WHAT IS EXPECTED ->
Give the count of lines containing the string "this", with no other output.

GIVEN RECORDS ->

++++++++

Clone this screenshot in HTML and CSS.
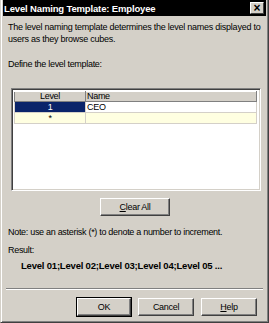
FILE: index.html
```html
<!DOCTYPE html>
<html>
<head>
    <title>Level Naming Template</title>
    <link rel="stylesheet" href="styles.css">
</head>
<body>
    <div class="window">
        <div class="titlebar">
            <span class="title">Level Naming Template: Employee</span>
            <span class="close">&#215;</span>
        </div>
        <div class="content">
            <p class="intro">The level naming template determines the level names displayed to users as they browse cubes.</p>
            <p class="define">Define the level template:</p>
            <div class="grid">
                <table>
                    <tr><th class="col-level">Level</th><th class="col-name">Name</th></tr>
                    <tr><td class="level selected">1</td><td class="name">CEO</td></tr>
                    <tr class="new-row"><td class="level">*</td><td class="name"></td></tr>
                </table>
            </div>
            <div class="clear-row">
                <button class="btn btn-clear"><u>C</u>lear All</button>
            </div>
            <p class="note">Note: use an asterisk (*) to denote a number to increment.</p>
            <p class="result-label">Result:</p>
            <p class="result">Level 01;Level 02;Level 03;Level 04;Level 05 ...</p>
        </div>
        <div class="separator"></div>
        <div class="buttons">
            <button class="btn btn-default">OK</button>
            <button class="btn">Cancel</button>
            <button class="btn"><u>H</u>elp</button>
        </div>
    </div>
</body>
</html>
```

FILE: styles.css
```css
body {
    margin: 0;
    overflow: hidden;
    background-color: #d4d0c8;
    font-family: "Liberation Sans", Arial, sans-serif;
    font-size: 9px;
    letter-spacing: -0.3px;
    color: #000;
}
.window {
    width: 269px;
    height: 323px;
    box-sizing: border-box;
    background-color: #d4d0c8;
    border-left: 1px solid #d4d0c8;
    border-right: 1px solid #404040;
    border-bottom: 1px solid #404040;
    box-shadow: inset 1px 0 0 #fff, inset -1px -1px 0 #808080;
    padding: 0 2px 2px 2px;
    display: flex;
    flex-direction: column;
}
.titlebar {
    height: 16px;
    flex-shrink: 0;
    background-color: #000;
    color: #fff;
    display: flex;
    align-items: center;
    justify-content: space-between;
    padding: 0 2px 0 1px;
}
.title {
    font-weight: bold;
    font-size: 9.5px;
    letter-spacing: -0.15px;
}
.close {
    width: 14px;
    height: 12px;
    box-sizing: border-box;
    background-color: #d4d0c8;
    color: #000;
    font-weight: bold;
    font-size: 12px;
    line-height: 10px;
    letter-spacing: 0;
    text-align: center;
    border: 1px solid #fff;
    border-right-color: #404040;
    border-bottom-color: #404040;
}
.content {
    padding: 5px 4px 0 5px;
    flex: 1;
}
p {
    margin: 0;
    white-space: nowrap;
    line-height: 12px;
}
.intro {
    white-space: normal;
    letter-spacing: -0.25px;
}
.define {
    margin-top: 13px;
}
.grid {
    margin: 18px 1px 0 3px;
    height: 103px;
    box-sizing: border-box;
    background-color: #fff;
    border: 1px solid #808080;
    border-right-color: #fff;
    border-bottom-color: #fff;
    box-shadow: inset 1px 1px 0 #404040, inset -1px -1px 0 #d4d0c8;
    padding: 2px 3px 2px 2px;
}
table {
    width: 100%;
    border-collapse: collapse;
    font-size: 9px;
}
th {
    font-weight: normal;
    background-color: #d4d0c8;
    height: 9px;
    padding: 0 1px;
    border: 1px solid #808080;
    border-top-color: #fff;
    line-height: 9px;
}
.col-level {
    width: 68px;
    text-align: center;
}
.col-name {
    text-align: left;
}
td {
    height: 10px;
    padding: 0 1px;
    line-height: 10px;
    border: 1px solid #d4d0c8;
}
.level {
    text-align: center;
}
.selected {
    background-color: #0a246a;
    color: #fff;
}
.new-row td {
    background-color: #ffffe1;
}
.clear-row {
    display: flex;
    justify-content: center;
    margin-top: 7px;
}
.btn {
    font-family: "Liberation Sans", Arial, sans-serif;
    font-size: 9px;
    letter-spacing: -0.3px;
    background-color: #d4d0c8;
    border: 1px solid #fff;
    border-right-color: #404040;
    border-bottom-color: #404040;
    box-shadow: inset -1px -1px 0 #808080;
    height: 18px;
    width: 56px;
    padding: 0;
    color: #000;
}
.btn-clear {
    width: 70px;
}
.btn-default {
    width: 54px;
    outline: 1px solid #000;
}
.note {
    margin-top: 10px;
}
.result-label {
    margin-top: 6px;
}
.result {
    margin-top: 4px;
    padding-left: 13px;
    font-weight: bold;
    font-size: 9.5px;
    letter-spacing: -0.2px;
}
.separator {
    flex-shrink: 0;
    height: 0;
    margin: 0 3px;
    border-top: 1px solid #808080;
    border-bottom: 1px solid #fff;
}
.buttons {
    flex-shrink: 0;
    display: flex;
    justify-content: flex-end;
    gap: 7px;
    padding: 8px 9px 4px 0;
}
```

++++++++

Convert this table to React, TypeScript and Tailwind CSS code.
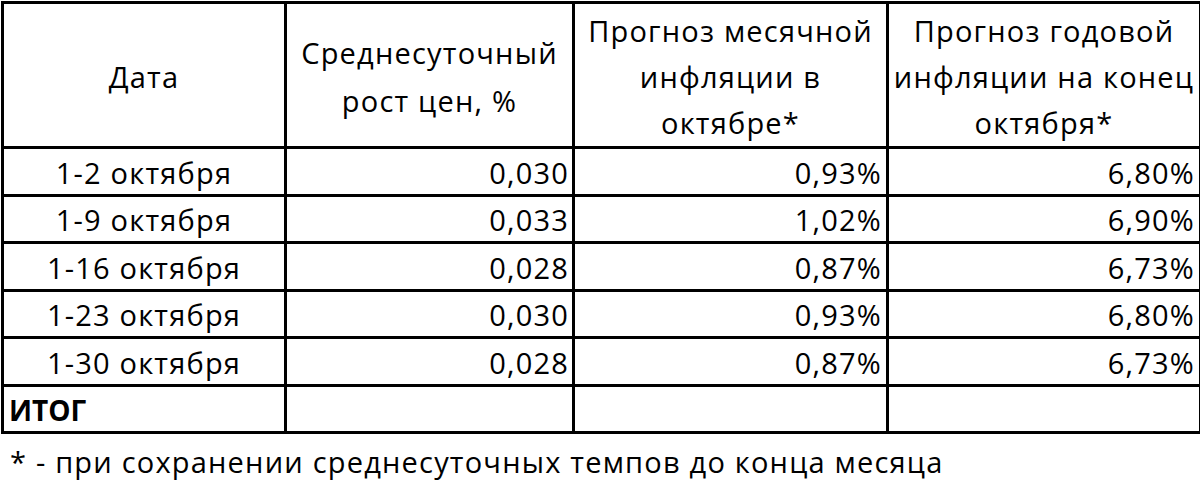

++++++++

TASK RESULT ->
2